>>>

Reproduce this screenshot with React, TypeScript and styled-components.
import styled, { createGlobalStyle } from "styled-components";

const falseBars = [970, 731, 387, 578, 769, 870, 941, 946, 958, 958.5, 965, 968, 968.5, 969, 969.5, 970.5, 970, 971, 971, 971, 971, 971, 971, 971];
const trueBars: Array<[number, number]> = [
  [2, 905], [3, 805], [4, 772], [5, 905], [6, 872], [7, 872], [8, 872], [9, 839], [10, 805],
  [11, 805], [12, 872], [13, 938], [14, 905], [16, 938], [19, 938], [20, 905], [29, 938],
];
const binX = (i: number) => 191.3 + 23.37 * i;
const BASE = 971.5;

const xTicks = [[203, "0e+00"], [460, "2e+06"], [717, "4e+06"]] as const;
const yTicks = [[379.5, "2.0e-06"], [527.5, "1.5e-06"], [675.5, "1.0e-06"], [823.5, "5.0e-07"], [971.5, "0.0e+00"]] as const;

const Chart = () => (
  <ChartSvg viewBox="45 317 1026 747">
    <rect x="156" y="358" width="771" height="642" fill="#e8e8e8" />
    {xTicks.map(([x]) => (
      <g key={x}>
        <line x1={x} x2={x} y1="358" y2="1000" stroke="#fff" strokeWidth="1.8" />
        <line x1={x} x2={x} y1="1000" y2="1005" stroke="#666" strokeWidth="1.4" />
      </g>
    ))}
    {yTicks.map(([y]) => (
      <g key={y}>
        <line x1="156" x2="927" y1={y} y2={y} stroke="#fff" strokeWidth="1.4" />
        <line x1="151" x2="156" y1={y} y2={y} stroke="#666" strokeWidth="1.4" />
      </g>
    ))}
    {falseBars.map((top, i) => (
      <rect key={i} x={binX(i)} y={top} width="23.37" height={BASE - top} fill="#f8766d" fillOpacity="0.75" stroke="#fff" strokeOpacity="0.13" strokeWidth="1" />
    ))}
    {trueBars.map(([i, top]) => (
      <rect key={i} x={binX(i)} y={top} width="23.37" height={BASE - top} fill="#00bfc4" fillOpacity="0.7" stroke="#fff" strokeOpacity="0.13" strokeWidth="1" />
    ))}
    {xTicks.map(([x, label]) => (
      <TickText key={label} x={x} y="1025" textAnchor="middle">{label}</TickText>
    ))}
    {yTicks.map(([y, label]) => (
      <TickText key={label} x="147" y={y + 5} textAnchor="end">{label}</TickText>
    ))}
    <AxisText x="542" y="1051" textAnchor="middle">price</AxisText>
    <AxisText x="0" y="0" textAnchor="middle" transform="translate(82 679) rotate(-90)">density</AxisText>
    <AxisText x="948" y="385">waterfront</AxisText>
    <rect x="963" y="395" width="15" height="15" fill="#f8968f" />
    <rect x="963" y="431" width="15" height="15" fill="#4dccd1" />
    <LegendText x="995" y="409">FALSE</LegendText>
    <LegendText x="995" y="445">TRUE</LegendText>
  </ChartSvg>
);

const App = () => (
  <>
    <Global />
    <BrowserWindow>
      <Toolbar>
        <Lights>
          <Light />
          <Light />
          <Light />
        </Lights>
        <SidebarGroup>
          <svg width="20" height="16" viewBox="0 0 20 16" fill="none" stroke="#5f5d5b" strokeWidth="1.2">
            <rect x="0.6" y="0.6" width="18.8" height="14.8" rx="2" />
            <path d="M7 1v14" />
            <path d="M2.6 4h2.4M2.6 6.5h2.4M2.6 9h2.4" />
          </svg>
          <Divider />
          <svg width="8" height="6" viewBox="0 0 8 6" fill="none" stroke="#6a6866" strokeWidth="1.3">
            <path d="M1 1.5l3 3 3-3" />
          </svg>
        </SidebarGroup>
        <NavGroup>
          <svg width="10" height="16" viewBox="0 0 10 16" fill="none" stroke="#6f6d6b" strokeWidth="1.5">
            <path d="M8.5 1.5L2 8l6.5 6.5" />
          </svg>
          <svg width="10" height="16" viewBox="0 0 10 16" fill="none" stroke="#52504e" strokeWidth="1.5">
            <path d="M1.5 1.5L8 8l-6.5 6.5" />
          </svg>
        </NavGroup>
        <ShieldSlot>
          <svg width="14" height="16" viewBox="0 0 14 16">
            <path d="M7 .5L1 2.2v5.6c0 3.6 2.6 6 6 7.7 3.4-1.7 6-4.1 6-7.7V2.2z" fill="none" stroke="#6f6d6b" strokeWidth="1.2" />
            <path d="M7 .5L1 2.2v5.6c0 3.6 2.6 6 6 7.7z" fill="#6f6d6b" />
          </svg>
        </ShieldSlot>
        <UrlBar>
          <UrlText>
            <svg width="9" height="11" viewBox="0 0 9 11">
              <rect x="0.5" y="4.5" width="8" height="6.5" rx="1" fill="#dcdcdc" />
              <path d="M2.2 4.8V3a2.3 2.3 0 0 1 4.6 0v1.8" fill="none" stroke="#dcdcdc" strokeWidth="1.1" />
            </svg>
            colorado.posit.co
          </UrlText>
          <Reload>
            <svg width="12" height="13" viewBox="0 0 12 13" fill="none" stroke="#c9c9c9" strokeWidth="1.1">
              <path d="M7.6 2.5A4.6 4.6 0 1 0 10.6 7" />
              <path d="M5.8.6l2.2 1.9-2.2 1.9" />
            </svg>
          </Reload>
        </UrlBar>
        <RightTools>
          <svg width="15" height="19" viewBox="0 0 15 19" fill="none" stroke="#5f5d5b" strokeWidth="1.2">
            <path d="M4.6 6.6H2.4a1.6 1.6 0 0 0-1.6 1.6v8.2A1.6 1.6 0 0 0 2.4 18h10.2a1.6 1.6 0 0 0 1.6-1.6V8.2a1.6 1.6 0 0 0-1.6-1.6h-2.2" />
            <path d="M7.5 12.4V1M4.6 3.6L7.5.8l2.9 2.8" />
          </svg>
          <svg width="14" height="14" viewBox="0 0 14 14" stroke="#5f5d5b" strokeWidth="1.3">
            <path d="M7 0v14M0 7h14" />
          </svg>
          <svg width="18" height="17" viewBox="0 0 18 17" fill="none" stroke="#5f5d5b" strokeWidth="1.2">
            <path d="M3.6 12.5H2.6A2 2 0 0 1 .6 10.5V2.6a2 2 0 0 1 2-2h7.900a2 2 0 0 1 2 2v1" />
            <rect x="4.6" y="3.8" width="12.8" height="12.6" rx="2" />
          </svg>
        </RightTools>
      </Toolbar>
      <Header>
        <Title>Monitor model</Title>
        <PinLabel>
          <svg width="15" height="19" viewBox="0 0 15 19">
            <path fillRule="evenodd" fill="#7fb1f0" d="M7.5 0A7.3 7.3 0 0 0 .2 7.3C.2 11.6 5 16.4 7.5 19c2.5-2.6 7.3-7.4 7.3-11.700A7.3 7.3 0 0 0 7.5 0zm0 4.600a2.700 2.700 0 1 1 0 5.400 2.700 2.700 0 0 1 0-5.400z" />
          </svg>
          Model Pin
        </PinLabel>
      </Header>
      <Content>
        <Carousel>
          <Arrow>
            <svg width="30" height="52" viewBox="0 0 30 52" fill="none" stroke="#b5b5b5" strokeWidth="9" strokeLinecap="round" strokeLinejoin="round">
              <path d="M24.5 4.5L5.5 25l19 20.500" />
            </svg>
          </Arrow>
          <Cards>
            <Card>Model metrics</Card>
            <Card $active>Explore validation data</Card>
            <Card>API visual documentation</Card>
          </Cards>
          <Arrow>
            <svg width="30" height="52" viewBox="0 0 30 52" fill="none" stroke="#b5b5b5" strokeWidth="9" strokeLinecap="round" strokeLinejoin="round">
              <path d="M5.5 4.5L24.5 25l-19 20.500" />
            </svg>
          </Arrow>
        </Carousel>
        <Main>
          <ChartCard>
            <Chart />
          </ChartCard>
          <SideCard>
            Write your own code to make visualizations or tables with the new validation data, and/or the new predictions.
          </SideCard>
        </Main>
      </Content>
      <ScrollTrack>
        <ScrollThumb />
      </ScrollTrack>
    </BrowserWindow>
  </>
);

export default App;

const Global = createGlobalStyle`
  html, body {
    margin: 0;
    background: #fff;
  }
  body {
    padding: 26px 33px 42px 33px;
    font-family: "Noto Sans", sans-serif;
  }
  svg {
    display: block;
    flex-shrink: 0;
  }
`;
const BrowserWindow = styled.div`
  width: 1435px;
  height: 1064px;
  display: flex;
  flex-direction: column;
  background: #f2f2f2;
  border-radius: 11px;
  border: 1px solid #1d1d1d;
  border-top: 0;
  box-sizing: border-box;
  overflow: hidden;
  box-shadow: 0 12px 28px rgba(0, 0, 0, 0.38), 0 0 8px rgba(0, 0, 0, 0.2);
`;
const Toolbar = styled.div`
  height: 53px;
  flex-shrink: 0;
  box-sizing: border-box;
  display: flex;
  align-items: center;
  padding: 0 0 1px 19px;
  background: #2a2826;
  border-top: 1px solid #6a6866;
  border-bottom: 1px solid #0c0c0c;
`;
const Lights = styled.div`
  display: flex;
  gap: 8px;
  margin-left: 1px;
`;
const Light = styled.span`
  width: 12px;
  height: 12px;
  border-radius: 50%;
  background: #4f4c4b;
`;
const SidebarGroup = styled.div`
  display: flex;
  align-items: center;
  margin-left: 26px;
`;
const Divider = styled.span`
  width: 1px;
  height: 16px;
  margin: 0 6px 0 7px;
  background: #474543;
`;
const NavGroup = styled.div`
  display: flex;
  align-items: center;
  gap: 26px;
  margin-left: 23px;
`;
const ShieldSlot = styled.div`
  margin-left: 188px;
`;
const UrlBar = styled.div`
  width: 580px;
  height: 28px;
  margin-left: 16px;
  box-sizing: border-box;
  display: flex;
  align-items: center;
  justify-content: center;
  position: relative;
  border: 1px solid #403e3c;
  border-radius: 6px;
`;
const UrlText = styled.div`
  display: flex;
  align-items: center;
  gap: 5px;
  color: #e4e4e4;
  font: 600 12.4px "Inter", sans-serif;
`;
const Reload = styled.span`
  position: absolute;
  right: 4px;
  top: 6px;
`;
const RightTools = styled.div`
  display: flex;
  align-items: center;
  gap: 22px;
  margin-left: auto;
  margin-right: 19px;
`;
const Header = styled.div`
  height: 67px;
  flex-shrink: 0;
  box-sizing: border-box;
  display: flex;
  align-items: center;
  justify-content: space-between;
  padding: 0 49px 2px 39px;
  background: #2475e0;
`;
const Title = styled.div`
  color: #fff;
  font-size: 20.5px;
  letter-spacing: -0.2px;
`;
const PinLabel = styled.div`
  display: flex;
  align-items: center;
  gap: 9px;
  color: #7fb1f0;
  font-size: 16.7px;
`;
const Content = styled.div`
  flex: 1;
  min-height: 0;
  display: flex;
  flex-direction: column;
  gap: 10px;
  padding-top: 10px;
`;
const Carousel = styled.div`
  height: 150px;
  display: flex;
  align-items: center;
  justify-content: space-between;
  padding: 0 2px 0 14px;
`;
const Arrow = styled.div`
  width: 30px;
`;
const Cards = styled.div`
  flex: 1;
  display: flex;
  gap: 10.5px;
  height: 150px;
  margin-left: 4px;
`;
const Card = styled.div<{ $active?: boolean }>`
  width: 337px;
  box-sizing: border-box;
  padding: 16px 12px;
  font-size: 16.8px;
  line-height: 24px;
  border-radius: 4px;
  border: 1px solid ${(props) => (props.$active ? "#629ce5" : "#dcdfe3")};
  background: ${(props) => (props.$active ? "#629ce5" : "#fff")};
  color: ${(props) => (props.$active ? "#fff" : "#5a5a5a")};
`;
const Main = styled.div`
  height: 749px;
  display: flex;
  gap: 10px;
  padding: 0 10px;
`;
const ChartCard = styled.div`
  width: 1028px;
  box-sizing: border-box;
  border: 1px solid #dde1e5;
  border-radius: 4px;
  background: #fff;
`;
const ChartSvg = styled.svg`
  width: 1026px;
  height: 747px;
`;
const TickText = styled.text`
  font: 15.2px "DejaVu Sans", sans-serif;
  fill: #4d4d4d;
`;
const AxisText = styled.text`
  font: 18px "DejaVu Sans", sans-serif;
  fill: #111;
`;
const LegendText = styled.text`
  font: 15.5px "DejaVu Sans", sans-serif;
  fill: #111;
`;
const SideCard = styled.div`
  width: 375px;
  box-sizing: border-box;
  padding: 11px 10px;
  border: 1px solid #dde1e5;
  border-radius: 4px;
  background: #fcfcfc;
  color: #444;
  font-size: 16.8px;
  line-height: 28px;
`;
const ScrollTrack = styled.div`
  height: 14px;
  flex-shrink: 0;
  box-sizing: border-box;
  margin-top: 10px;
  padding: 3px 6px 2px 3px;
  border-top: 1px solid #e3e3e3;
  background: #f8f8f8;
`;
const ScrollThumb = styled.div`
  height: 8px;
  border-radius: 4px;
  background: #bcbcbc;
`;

<<<

▸ **DO THIS**:
Search the lines above for the string "with", then show every one that has it.

▸ **ANSWER TO THE TASK**:
Reproduce this screenshot with React, TypeScript and styled-components.
            Write your own code to make visualizations or tables with the new validation data, and/or the new predictions.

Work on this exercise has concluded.